Volviendo al sombrero, el otro día un librero de la cuesta Moyano me dio que pensar. Vestía yo chaqueta azul oscuro, pantalón chino beige, zapatos de ante marrones y panamá, y me interpeló: «¿A dónde vas con sombrero, llamando la atención?». Respondí que estaba dando un paseo, y manifesté mi extrañeza ante el hecho singular de que le llamase la atención un panamá de toda la vida, comprado como cada primavera en La Favorita, mi sombrerería habitual de la Plaza Mayor. Y más cuando él mismo llevaba una gorra de vivos colores de guacamayo con visera de un palmo. «Porque no creo –añadí– que vengas de jugar al béisbol». Seguí camino, pero aquello me dejó pensativo. Continué pensándolo mientras paseaba, mirando alrededor. El verano estaba en todo lo suyo, Madrid hervía de gente, y era buen momento para digerir el comentario. Así que me puse a ello.

Según aquel librero, yo llamaba la atención porque iba en verano con chaqueta y sombrero de panamá. Miré alrededor, intentando confirmarlo. A ver quién más da el cante, me dije. Comprobemos mi calidad de garbanzo negro observando qué otros transeúntes atraen la atención por lo insólito de su aspecto o indumento, prendas de cabeza incluidas.
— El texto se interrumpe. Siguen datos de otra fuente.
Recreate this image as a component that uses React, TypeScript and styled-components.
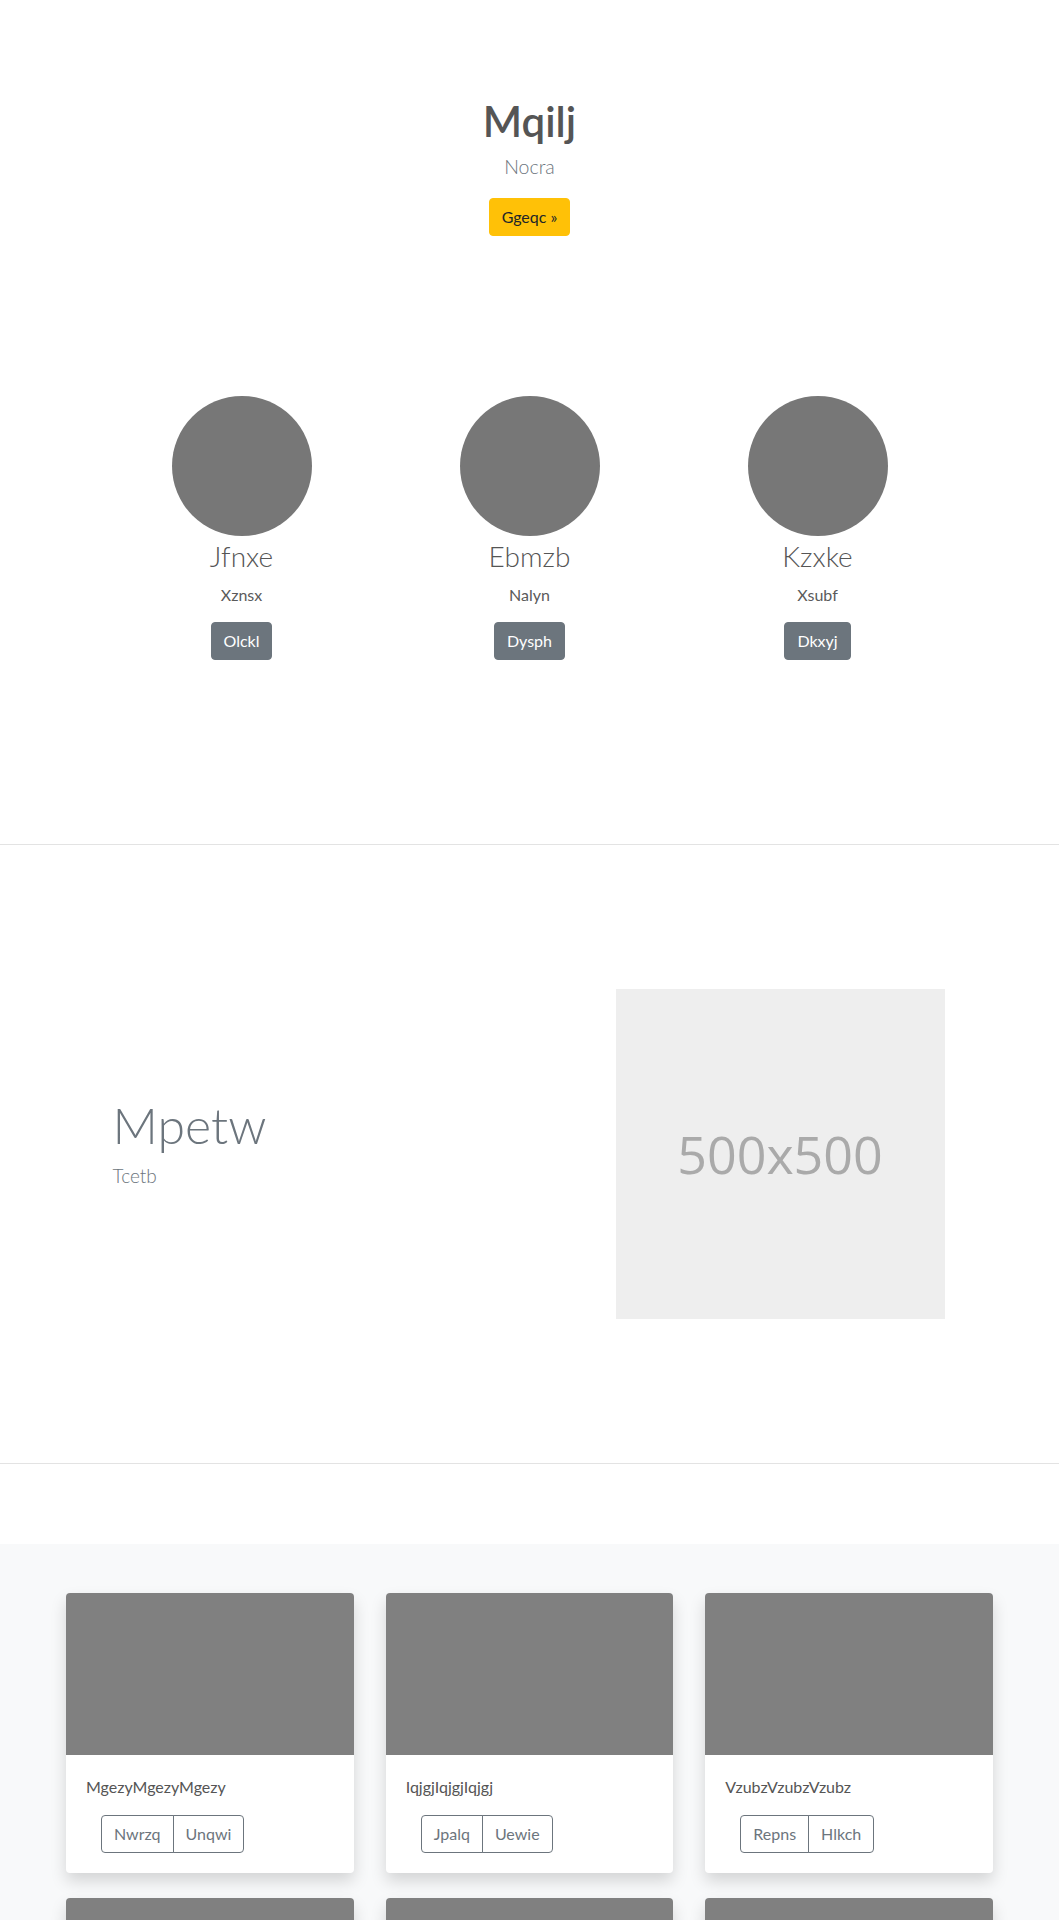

Pero todo parecía normal: el hormiguero urbano circulaba apacible. Nadie parecía sorprenderse de sus semejantes. Yo era quien llamaba la atención, según el capullo en flor del librero; pero el resto de la humanidad se vestía con desconcertante aplomo. Registré unas cuantas muestras al azar: un fulano de ciento veinte kilos, o así, con el que me crucé en la calle Arenal, vestía camiseta de tirantes, bañador de flores y chanclas de goma que le daban aspecto de paquidermo informal. También se cubría con un sombrero parecido al mío; pero todo cristo pasaba cerca sin echarle siquiera una mirada de soslayo –¿En qué he fallado?, pensé inquieto, estudiándolo de arriba abajo–. Algo más allá me crucé con una pareja natural como la vida misma: nadie volvía la cabeza a mirarlos ni se daba con el codo, pese a que el individuo llevaba piercings en la nariz y en las cejas, pantalón corto de camuflaje con bolsillos enormes y un sombrero de jungla de alas anchas muy arrugado, y su legítima –una morsa a la que rebosaban de la camiseta ceñida dos ubres y varias lorzas de sudoroso tocino– lucía sombrero vaquero, botas de pitufo hasta media pierna con treinta y dos grados a la sombra, y llevaba todo el brazo izquierdo tatuado con motivos satánicos. Junto a la plaza de Oriente vi a dos asiáticos con sombreros de eso mismo, o sea, asiáticos: redondos, anchos y de paja, apropiadísimos para recolectar arroz en el delta del Mekong o en cualquier otro delta. Pero ni los miraban. De vuelta, cerca del arco de San Ginés, me crucé con un pavo desnudo de cintura para arriba que iba tocado con un sombrero mejicano de color rojo. Y, pasada la chocolatería, le pisé inadvertidamente el muñón a un mendigo que estaba tirado ocupando toda la acera –me insultó muy suelto, en lengua eslava–, y que llevaba una camiseta de la universidad de Harvard, un cartel con la frase: «Tengo ambre y 5 ijos», y se tocaba con un sombrero negro de ala corta, tipo gánster años 60, como los que lucía Frank Sinatra cuando cantaba A mi manera. Resumiendo: ninguno de ellos llamaba la atención. Vestían como lo más normal del mundo.

Meditando ésa y otras maravillas llegué a la plaza Mayor, donde me encontré con otro amigo que trabaja en el Ayuntamiento. «¿Dónde vas con gorro?», me preguntó. Lo miré cinco segundos en silencio. Luego dije: «Gorro es el que les pusieron a tus abuelos cuando los quemaron en esta misma plaza. Cabrón». Y mientras se quedaba descifrando el asunto, fui al bar Andaluz y pedí una cerveza.